Provided entries:
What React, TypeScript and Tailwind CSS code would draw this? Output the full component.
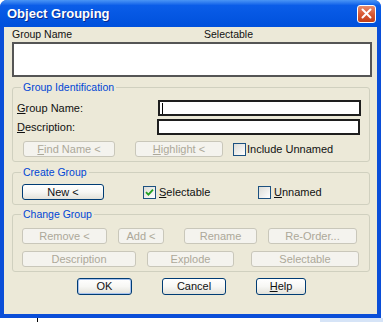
import React from 'react';

type BtnProps = {
  children: React.ReactNode;
  className?: string;
  disabled?: boolean;
  isDefault?: boolean;
};

function Btn({ children, className = '', disabled, isDefault }: BtnProps) {
  if (disabled) {
    return (
      <div className={`h-[16px] flex items-center justify-center rounded-[3px] border border-[#C9C7BA] bg-[#F4F3EE] text-[#ACA899] ${className}`}>
        {children}
      </div>
    );
  }
  return (
    <div
      className={`h-[16px] flex items-center justify-center rounded-[3px] border border-[#003C74] bg-linear-to-b from-white via-[#F7F7F4] to-[#E3E2DA] ${
        isDefault ? 'shadow-[inset_0_0_0_1px_#A7C2EE]' : ''
      } ${className}`}
    >
      {children}
    </div>
  );
}

function Check({ checked }: { checked?: boolean }) {
  return (
    <div className="w-[13px] h-[13px] border border-[#1C5180] bg-linear-to-br from-[#DCDCD7] to-white flex items-center justify-center shrink-0">
      {checked && (
        <svg width="9" height="9" viewBox="0 0 9 9">
          <path d="M1 4.2 L3.4 6.6 L8 1.6" fill="none" stroke="#21A121" strokeWidth={1.8} />
        </svg>
      )}
    </div>
  );
}

function Legend({ children }: { children: React.ReactNode }) {
  return <legend className="ml-[8px] px-[2px] text-[#0046D5] text-[10.5px] leading-[13px]">{children}</legend>;
}

export default function App() {
  return (
    <div className="w-[383px] h-[322px] bg-white relative overflow-hidden font-['Liberation_Sans',Arial,sans-serif] text-[11px] leading-[13px] text-[#111]">
      {/* Window frame */}
      <div className="w-[381px] h-[318px] bg-[#0A4ED8] rounded-t-[7px] flex flex-col px-[4px] pb-[4px]">
        {/* Title bar */}
        <div className="h-[27px] -mx-[4px] rounded-t-[7px] bg-linear-to-b from-[#4A95F5] via-[#0A5DE8] via-20% to-[#0050DC] flex items-center pl-[7px] pr-[5px] shrink-0">
          <span className="text-white font-bold text-[13px] leading-[15px] [text-shadow:1px_1px_#0B2C8F]">Object Grouping</span>
          <div className="ml-auto w-[19px] h-[18px] rounded-[3px] border border-white bg-linear-to-b from-[#E88C6C] via-[#D95A35] to-[#C13E17] flex items-center justify-center">
            <svg width="11" height="11" viewBox="0 0 11 11">
              <path d="M1.5 1.5 L9.5 9.5 M9.5 1.5 L1.5 9.5" stroke="white" strokeWidth={2} strokeLinecap="round" />
            </svg>
          </div>
        </div>

        {/* Client area */}
        <div className="flex-1 bg-[#ECE9D8] flex flex-col">
          {/* List header */}
          <div className="flex pl-[8px] pt-[1px] text-[10.5px]">
            <span className="w-[192px]">Group Name</span>
            <span>Selectable</span>
          </div>
          <div className="ml-[8px] mt-[1px] w-[360px] h-[35px] bg-white border-2 border-[#555]" />

          {/* Group Identification */}
          <fieldset className="ml-[8px] mt-[4px] w-[358px] border border-[#D0D0BF] rounded-[3px] pb-[4px]">
            <Legend>Group Identification</Legend>
            <div className="flex items-center mt-[6px]">
              <span className="w-[145px] pl-[4px]">
                <u>G</u>roup Name:
              </span>
              <div className="w-[203px] h-[16px] bg-white border-2 border-[#1E1E1E] flex items-center pl-[2px]">
                <div className="w-px h-[11px] bg-black" />
              </div>
            </div>
            <div className="flex items-center mt-[3px]">
              <span className="w-[144px] pl-[4px]">
                <u>D</u>escription:
              </span>
              <div className="w-[203px] h-[16px] bg-white border-2 border-[#1E1E1E]" />
            </div>
            <div className="flex items-center mt-[6px] pl-[10px]">
              <Btn disabled className="w-[92px]">
                <span>
                  <u>F</u>ind Name &lt;
                </span>
              </Btn>
              <Btn disabled className="w-[88px] ml-[20px]">
                <span>
                  <u>H</u>ighlight &lt;
                </span>
              </Btn>
              <div className="ml-[10px]">
                <Check />
              </div>
              <span className="ml-[1px]">Include Unnamed</span>
            </div>
          </fieldset>

          {/* Create Group */}
          <fieldset className="ml-[8px] mt-[4px] w-[358px] border border-[#D0D0BF] rounded-[3px] pb-[4px]">
            <Legend>Create Group</Legend>
            <div className="flex items-center mt-[5px] pl-[9px]">
              <Btn className="w-[82px]">New &lt;</Btn>
              <div className="ml-[39px] w-[115px] flex items-center">
                <Check checked />
                <span className="ml-[3px]">
                  <u>S</u>electable
                </span>
              </div>
              <div className="flex items-center">
                <Check />
                <span className="ml-[3px]">
                  <u>U</u>nnamed
                </span>
              </div>
            </div>
          </fieldset>

          {/* Change Group */}
          <fieldset className="ml-[8px] mt-[3px] w-[358px] border border-[#D0D0BF] rounded-[3px] pb-[4px]">
            <Legend>Change Group</Legend>
            <div className="flex items-center mt-[7px] pl-[9px]">
              <Btn disabled className="w-[85px]">Remove &lt;</Btn>
              <Btn disabled className="w-[46px] ml-[11px]">Add &lt;</Btn>
              <Btn disabled className="w-[73px] ml-[20px]">Rename</Btn>
              <Btn disabled className="w-[89px] ml-[11px]">Re-Order...</Btn>
            </div>
            <div className="flex items-center mt-[7px] pl-[9px]">
              <Btn disabled className="w-[114px]">Description</Btn>
              <Btn disabled className="w-[87px] ml-[11px]">Explode</Btn>
              <Btn disabled className="w-[108px] ml-[17px]">Selectable</Btn>
            </div>
          </fieldset>

          {/* Dialog buttons */}
          <div className="flex items-center mt-[6px] pl-[73px]">
            <Btn isDefault className="w-[55px] h-[17px]">OK</Btn>
            <Btn className="w-[64px] h-[17px] ml-[30px]">Cancel</Btn>
            <Btn className="w-[50px] h-[17px] ml-[30px]">
              <span>
                <u>H</u>elp
              </span>
            </Btn>
          </div>
        </div>
      </div>
      {/* stray bits of the desktop beneath */}
      <div className="absolute left-[37px] top-[318px] w-px h-[4px] bg-black" />
      <div className="absolute left-[320px] top-[318px] w-[63px] h-[4px] bg-[#D6E4F7]" />
    </div>
  );
}
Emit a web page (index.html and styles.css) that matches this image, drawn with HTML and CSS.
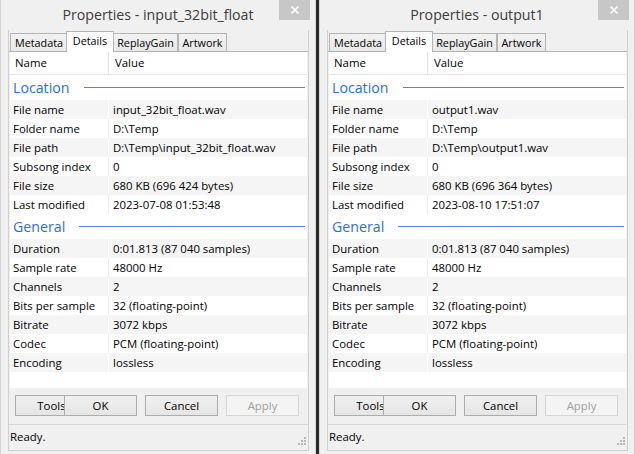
FILE: index.html
```html
<!DOCTYPE html>
<html>
<head>
  <title>Properties</title>
  <link rel="stylesheet" href="styles.css">
</head>
<body>
  <div class="desk">

    <div class="window">
      <div class="titlebar">
        <span class="title">Properties - input_32bit_float</span>
        <div class="close">
          <svg width="10" height="10" viewBox="0 0 10 10"><path d="M1.5 1.5L8.5 8.5M8.5 1.5L1.5 8.5" stroke="#fff" stroke-width="1.7"/></svg>
        </div>
      </div>
      <div class="client">
        <div class="tabs">
          <div class="tab t-meta">Metadata</div>
          <div class="tab t-det on">Details</div>
          <div class="tab t-rg">ReplayGain</div>
          <div class="tab t-art">Artwork</div>
        </div>
        <div class="page">
          <div class="list">
            <div class="head"><div class="c1">Name</div><div class="c2">Value</div></div>
            <div class="group"><span>Location</span><span class="rule"></span></div>
            <div class="row alt"><div class="c1">File name</div><div class="c2">input_32bit_float.wav</div></div>
            <div class="row"><div class="c1">Folder name</div><div class="c2">D:\Temp</div></div>
            <div class="row alt"><div class="c1">File path</div><div class="c2">D:\Temp\input_32bit_float.wav</div></div>
            <div class="row"><div class="c1">Subsong index</div><div class="c2">0</div></div>
            <div class="row alt"><div class="c1">File size</div><div class="c2">680 KB (696 424 bytes)</div></div>
            <div class="row"><div class="c1">Last modified</div><div class="c2">2023-07-08 01:53:48</div></div>
            <div class="group"><span>General</span><span class="rule"></span></div>
            <div class="row alt"><div class="c1">Duration</div><div class="c2">0:01.813 (87 040 samples)</div></div>
            <div class="row"><div class="c1">Sample rate</div><div class="c2">48000 Hz</div></div>
            <div class="row alt"><div class="c1">Channels</div><div class="c2">2</div></div>
            <div class="row"><div class="c1">Bits per sample</div><div class="c2">32 (floating-point)</div></div>
            <div class="row alt"><div class="c1">Bitrate</div><div class="c2">3072 kbps</div></div>
            <div class="row"><div class="c1">Codec</div><div class="c2">PCM (floating-point)</div></div>
            <div class="row alt"><div class="c1">Encoding</div><div class="c2">lossless</div></div>
          </div>
          <div class="buttons">
            <button class="btn b-tools">Tools</button>
            <button class="btn b-ok">OK</button>
            <button class="btn b-gap">Cancel</button>
            <button class="btn b-gap" disabled>Apply</button>
          </div>
        </div>
        <div class="status">
          <span>Ready.</span>
          <svg class="grip" width="8" height="8" viewBox="0 0 8 8"><path d="M6 0h2v2h-2zM3 3h2v2h-2zM6 3h2v2h-2zM0 6h2v2h-2zM3 6h2v2h-2zM6 6h2v2h-2z" fill="#b9b9b9"/></svg>
        </div>
      </div>
    </div>

    <div class="window">
      <div class="titlebar">
        <span class="title">Properties - output1</span>
        <div class="close">
          <svg width="10" height="10" viewBox="0 0 10 10"><path d="M1.5 1.5L8.5 8.5M8.5 1.5L1.5 8.5" stroke="#fff" stroke-width="1.7"/></svg>
        </div>
      </div>
      <div class="client">
        <div class="tabs">
          <div class="tab t-meta">Metadata</div>
          <div class="tab t-det on">Details</div>
          <div class="tab t-rg">ReplayGain</div>
          <div class="tab t-art">Artwork</div>
        </div>
        <div class="page">
          <div class="list">
            <div class="head"><div class="c1">Name</div><div class="c2">Value</div></div>
            <div class="group"><span>Location</span><span class="rule"></span></div>
            <div class="row alt"><div class="c1">File name</div><div class="c2">output1.wav</div></div>
            <div class="row"><div class="c1">Folder name</div><div class="c2">D:\Temp</div></div>
            <div class="row alt"><div class="c1">File path</div><div class="c2">D:\Temp\output1.wav</div></div>
            <div class="row"><div class="c1">Subsong index</div><div class="c2">0</div></div>
            <div class="row alt"><div class="c1">File size</div><div class="c2">680 KB (696 364 bytes)</div></div>
            <div class="row"><div class="c1">Last modified</div><div class="c2">2023-08-10 17:51:07</div></div>
            <div class="group"><span>General</span><span class="rule"></span></div>
            <div class="row alt"><div class="c1">Duration</div><div class="c2">0:01.813 (87 040 samples)</div></div>
            <div class="row"><div class="c1">Sample rate</div><div class="c2">48000 Hz</div></div>
            <div class="row alt"><div class="c1">Channels</div><div class="c2">2</div></div>
            <div class="row"><div class="c1">Bits per sample</div><div class="c2">32 (floating-point)</div></div>
            <div class="row alt"><div class="c1">Bitrate</div><div class="c2">3072 kbps</div></div>
            <div class="row"><div class="c1">Codec</div><div class="c2">PCM (floating-point)</div></div>
            <div class="row alt"><div class="c1">Encoding</div><div class="c2">lossless</div></div>
          </div>
          <div class="buttons">
            <button class="btn b-tools">Tools</button>
            <button class="btn b-ok">OK</button>
            <button class="btn b-gap">Cancel</button>
            <button class="btn b-gap" disabled>Apply</button>
          </div>
        </div>
        <div class="status">
          <span>Ready.</span>
          <svg class="grip" width="8" height="8" viewBox="0 0 8 8"><path d="M6 0h2v2h-2zM3 3h2v2h-2zM6 3h2v2h-2zM0 6h2v2h-2zM3 6h2v2h-2zM6 6h2v2h-2z" fill="#b9b9b9"/></svg>
        </div>
      </div>
    </div>

  </div>
</body>
</html>
```

FILE: styles.css
```css
body {
  margin: 0;
  background: #2a2a2a;
  font-family: "Open Sans", "Noto Sans", sans-serif;
  font-size: 11.4px;
  color: #000;
}
.desk {
  display: flex;
  gap: 3px;
}
.window {
  width: 316px;
  height: 454px;
  box-sizing: border-box;
  background: #f0f0f0;
  border-left: 1px solid #d4d4d4;
  border-right: 1px solid #d4d4d4;
}
.titlebar {
  display: grid;
  grid-template-columns: 37px 1fr 37px;
  height: 30px;
}
.title {
  grid-column: 2;
  text-align: center;
  font-size: 14.2px;
  line-height: 30px;
  color: #3c3c3c;
  white-space: nowrap;
}
.close {
  width: 31px;
  height: 20px;
  margin-left: 1px;
  background: #c7c7c7;
  display: flex;
  align-items: center;
  justify-content: center;
}
.client {
  margin-left: 7px;
  width: 301px;
  height: 421px;
  box-sizing: border-box;
  border: 1px solid #d0d0d0;
  border-top: none;
  display: flex;
  flex-direction: column;
}
.tabs {
  display: flex;
  align-items: flex-end;
  height: 21px;
  padding-left: 1px;
  font-size: 10.8px;
}
.tab {
  height: 18px;
  box-sizing: border-box;
  border: 1px solid #b4b4b4;
  border-bottom: none;
  background: linear-gradient(#f2f2f2, #e9e9e9);
  text-align: center;
  line-height: 17px;
}
.tab.on {
  height: 21px;
  margin-bottom: -1px;
  background: #fff;
  position: relative;
  z-index: 1;
  line-height: 18px;
}
.t-meta { width: 58px; }
.t-det { width: 48px; margin-left: -2px; }
.t-rg { width: 65px; margin-left: -1px; }
.t-art { width: 49px; }
.page {
  flex: 1;
  border-top: 1px solid #b4b4b4;
  display: flex;
  flex-direction: column;
}
.list {
  margin: 0 1px;
  height: 336px;
  background: #fff;
}
.head {
  display: flex;
  height: 22px;
  line-height: 22px;
  border-bottom: 1px solid #e5e5e5;
}
.head .c1 {
  width: 99px;
  box-sizing: border-box;
  padding-left: 5px;
  border-right: 1px solid #e5e5e5;
}
.head .c2 {
  padding-left: 6px;
}
.group {
  height: 25px;
  display: flex;
  align-items: center;
  gap: 14px;
  padding: 0 2px 0 3px;
  color: #2d6fd2;
  font-size: 14.2px;
}
.rule {
  flex: 1;
  height: 1px;
  background: #4a88dc;
}
.row {
  display: flex;
  height: 19px;
  line-height: 19px;
  white-space: nowrap;
}
.row.alt {
  background: #f5f5f5;
}
.row .c1 {
  width: 99px;
  box-sizing: border-box;
  padding-left: 3px;
  border-right: 1px solid #ececec;
}
.row.alt .c1 {
  border-right-color: #fff;
}
.row .c2 {
  padding-left: 4px;
}
.buttons {
  display: flex;
  margin-top: 7px;
  padding-left: 6px;
}
.btn {
  width: 73px;
  height: 21px;
  box-sizing: border-box;
  padding: 0;
  border: 1px solid #acacac;
  background: linear-gradient(#f0f0f0, #e5e5e5);
  font: inherit;
  color: #000;
}
.btn:disabled {
  border-color: #d5d5d5;
  background: #f4f4f4;
  color: #a0a0a0;
}
.b-ok { margin-left: -24px; }
.b-gap { margin-left: 8px; }
.status {
  height: 26px;
  box-sizing: border-box;
  padding: 0 2px 2px 1px;
  border-top: 1px solid #d7d7d7;
  display: flex;
  align-items: center;
  justify-content: space-between;
}
.status span {
  margin-top: -1px;
}
.grip {
  align-self: flex-end;
  margin-bottom: 3px;
}
```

Exercise task: Go through the records above and copy every line with the word "index".

Solution below:
Emit a web page (index.html and styles.css) that matches this image, drawn with HTML and CSS.
FILE: index.html
            <div class="row"><div class="c1">Subsong index</div><div class="c2">0</div></div>
            <div class="row"><div class="c1">Subsong index</div><div class="c2">0</div></div>
  z-index: 1;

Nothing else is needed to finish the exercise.